Background information
- Origin: Umeå, Sweden
- Genres: Hardcore punk, post-hardcore
- Years active: 1992–1999, 2004, 2009–2010, 2012, 2022–present
- Labels: Desperate Fight Records, Genet
- Members: José Saxlund Pär Hansson Mattias Abrahamsson Jejo Perković
- Past members: Kristofer Steen Jonas Lyxzén Adam Nilsson Jakob Nyström Nicklas Rudolfsson Daniel Berglund

= Abhinanda =

Swedish hardcore punk band

Abhinanda is a Swedish hardcore punk band that was active from 1992 until 1999 (with brief reunions in 2004 and from 2009 to 2010), releasing three albums. The band was part of the Umeå hardcore scene and had close ties to influential hardcore band Refused, which members formed the supergroup Final Exit, which released two albums. All members of the group were straight edge and either vegan or vegetarian.

== History ==
=== Formation, Darkness of Ignorance and early lineup changes ===
The band was formed in 1992 by a group of school friends (José Saxlund, Adam Nilsson, Jonas Lyxzén and Mattias Abrahamson), and began playing local shows and recording demos, taking its name from a lyric in Shelter's debut album. After around a year the group recorded its debut EP, Darkness of Ignorance, released on Saxlund's own record label (run by him and Dennis Lyxzén), Desperate Fight Records. Shortly after the release of this EP, Kristofer Steen joined as a second guitarist, expanding the group to 5 members. In 1993 the band embarked on their first tour, with Refused in Norway. On the way to their last show in Kristiansund, the entourage crashed their two vehicles (a van and a car) and had to finish the journey by taxi.

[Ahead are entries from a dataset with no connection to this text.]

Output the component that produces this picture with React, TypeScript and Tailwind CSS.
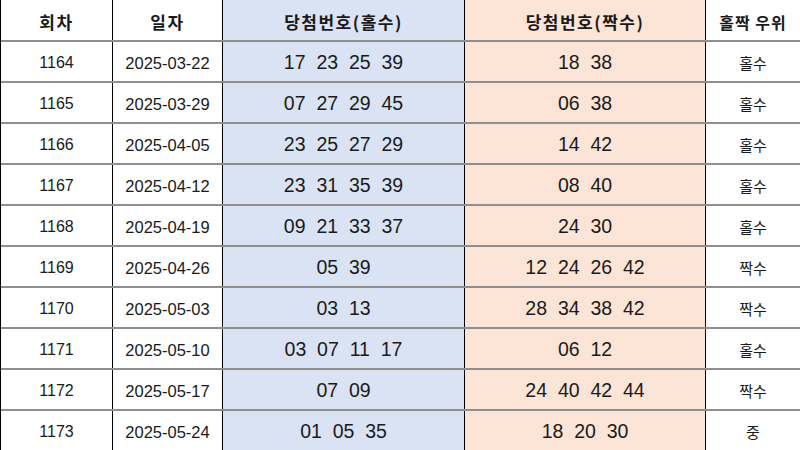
const rows: [string, string, string, string, string][] = [
  ["1164", "2025-03-22", "17  23  25  39", "18  38", "홀수"],
  ["1165", "2025-03-29", "07  27  29  45", "06  38", "홀수"],
  ["1166", "2025-04-05", "23  25  27  29", "14  42", "홀수"],
  ["1167", "2025-04-12", "23  31  35  39", "08  40", "홀수"],
  ["1168", "2025-04-19", "09  21  33  37", "24  30", "홀수"],
  ["1169", "2025-04-26", "05  39", "12  24  26  42", "짝수"],
  ["1170", "2025-05-03", "03  13", "28  34  38  42", "짝수"],
  ["1171", "2025-05-10", "03  07  11  17", "06  12", "홀수"],
  ["1172", "2025-05-17", "07  09", "24  40  42  44", "짝수"],
  ["1173", "2025-05-24", "01  05  35", "18  20  30", "중"],
];

const grid = "grid grid-cols-[111px_110px_242px_241px_1fr]";
const cell = "flex items-center justify-center pt-[3px]";

export default function App() {
  return (
    <div
      className="flex h-[450px] w-[800px] flex-col overflow-hidden border-l border-black bg-white text-[#1a1a1a]"
      style={{ fontFamily: '"Liberation Sans", "Noto Sans CJK KR", sans-serif' }}
    >
      <div className={`${grid} h-[42px] shrink-0 border-b-2 border-[#8f8f8f] text-[17px] font-bold tracking-[1.5px] [font-family:'Noto_Sans_CJK_KR',sans-serif]`}>
        <div className={cell}>회차</div>
        <div className={`${cell} border-l border-black`}>일자</div>
        <div className={`${cell} border-l border-black bg-[#dae3f3]`}>당첨번호(홀수)</div>
        <div className={`${cell} border-l border-black bg-[#fce4d6]`}>당첨번호(짝수)</div>
        <div className={`${cell} border-l border-black text-[16px] tracking-[1px]`}>홀짝 우위</div>
      </div>
      {rows.map((r, i) => (
        <div
          key={r[0]}
          className={`${grid} min-h-0 flex-1 ${i < rows.length - 1 ? "border-b-2 border-[#8f8f8f]" : ""}`}
        >
          <div className={`${cell} text-[16px]`}>{r[0]}</div>
          <div className={`${cell} border-l border-black text-[16.5px]`}>{r[1]}</div>
          <div className={`${cell} whitespace-pre border-l border-black bg-[#dae3f3] text-[19.5px]`}>{r[2]}</div>
          <div className={`${cell} whitespace-pre border-l border-black bg-[#fce4d6] text-[19.5px]`}>{r[3]}</div>
          <div className={`${cell} border-l border-black text-[15px] [font-family:'Noto_Sans_CJK_KR',sans-serif]`}>{r[4]}</div>
        </div>
      ))}
    </div>
  );
}
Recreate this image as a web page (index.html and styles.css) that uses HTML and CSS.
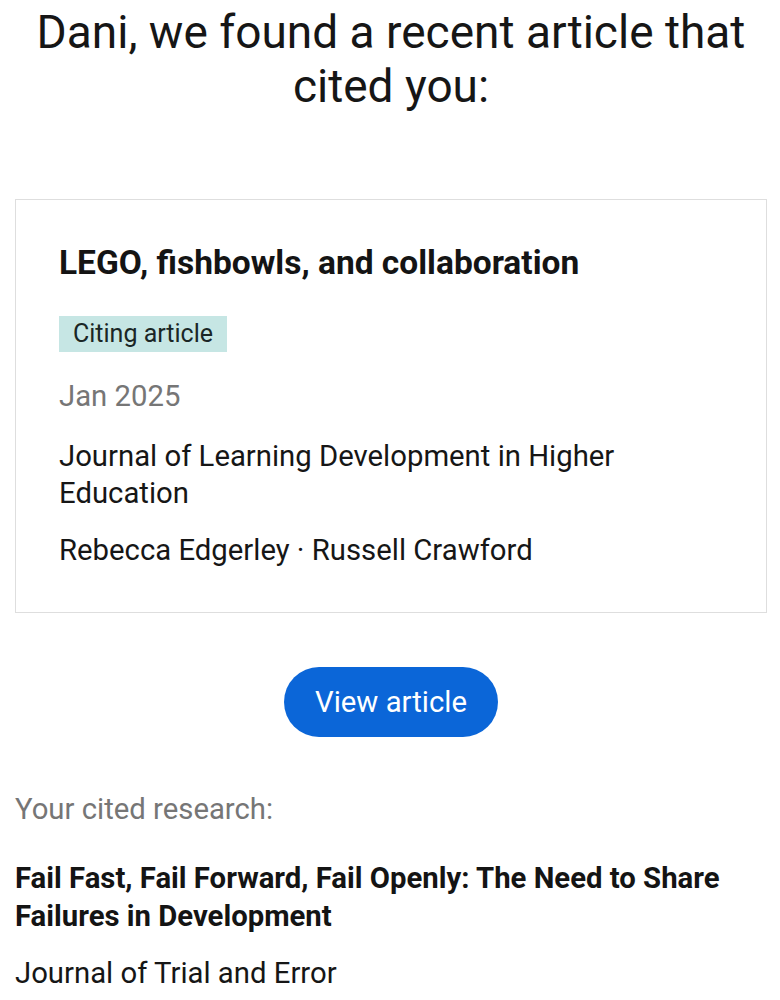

=== Senseless, Neverending Well of Bliss and Abhinanda ===
In 1994, the group released their debut album, Senseless, via Belgian record label, Genet Records, accompanied by a full European tour with bands such as Refused and Earth Crisis. It is the first (and only) release to feature Steen in the band, as around the same time he had begun performing with Refused, leading to his eventual departure with Pär Hansson joining Abhinanda from Refused, who had left his old band due to "musical differences". Shortly after Hansson's arrival the band released their second EP, Neverending Well of Bliss.

In 1996, Abhinanda release their sophomore self-titled album, also on Genet Records. The album did not feature drummer Jonas Lyxzén (although he did contribute some songwriting), who had left the band to focus on his own project, Separation. Daniel Berglund contributed drums instead. Shortly afterwards, Nilsson left the band too, to be replaced by Nicklas Rudolfsson who performed on the split 7-inch single with Unbroken. A 1998 tour with Randy saw the introduction of keyboardist James Nystrom.

=== The Rumble, breakup and reunions ===
A third and final album, The Rumble, was released that year and featured a more alternative rock sound. After a number of tours across Europe in 1998 and 1999 the group decided to call it a day and focus on other projects, however in 2004 a brief reunion took place. In 2009 the group reformed again and released a new song on their compilation Kizuna as well as touring extensively in Asia, although after touring ended, the band called it quits once more. Saxlund is now involved in the hardcore band Out of Vogue with other musicians of the Umeå hardcore scene, releasing a free EP in 2011 and a full album in 2012. Abhinanda performed once again for the afterparty of Refused's final reunion show, in December 2012, along with Final Exit.

== Members ==

- Final lineup
- José Saxlund – vocals (1992–1999, 2004, 2009–2010, 2012, 2022–present)
- Mattias Abrahamson – bass (1992–1999, 2004, 2009–2010, 2012, 2022–present)
- Pär Hansson – guitars (1995–1999, 2004, 2009–2010, 2012, 2022–present)
- Jejo Perković – drums (2022–present)

- Former members
- Adam Nilsson – guitars (1992–1997)
- Kristofer Steen – guitars (1993–1994)
- Jonas Lyxzén – drums (1992–1995)
- Jakob Nystrom – keyboards (1998–1999)
- Daniel Berglund – drums (1996–1999, 2004, 2009–2010, 2012)
- Nicklas Rudolfsson – guitars (1997–1999, 2004, 2009–2010, 2012)

== Discography ==
- Studio albums
- Senseless (1994)
- Abhinanda (1996)
- The Rumble (1999)

- EPs
- Darkness of Ignorance (1993)
- Neverending Well of Bliss (1995)

- Splits
- Unbroken / Abhinanda (1998)

- Demos
- Ever Increasing Bliss (1992)

- Singles
- Junior (1999)
- Tsunami / De Música Ligera (2023)

- Compilations
- Kizuna (2009)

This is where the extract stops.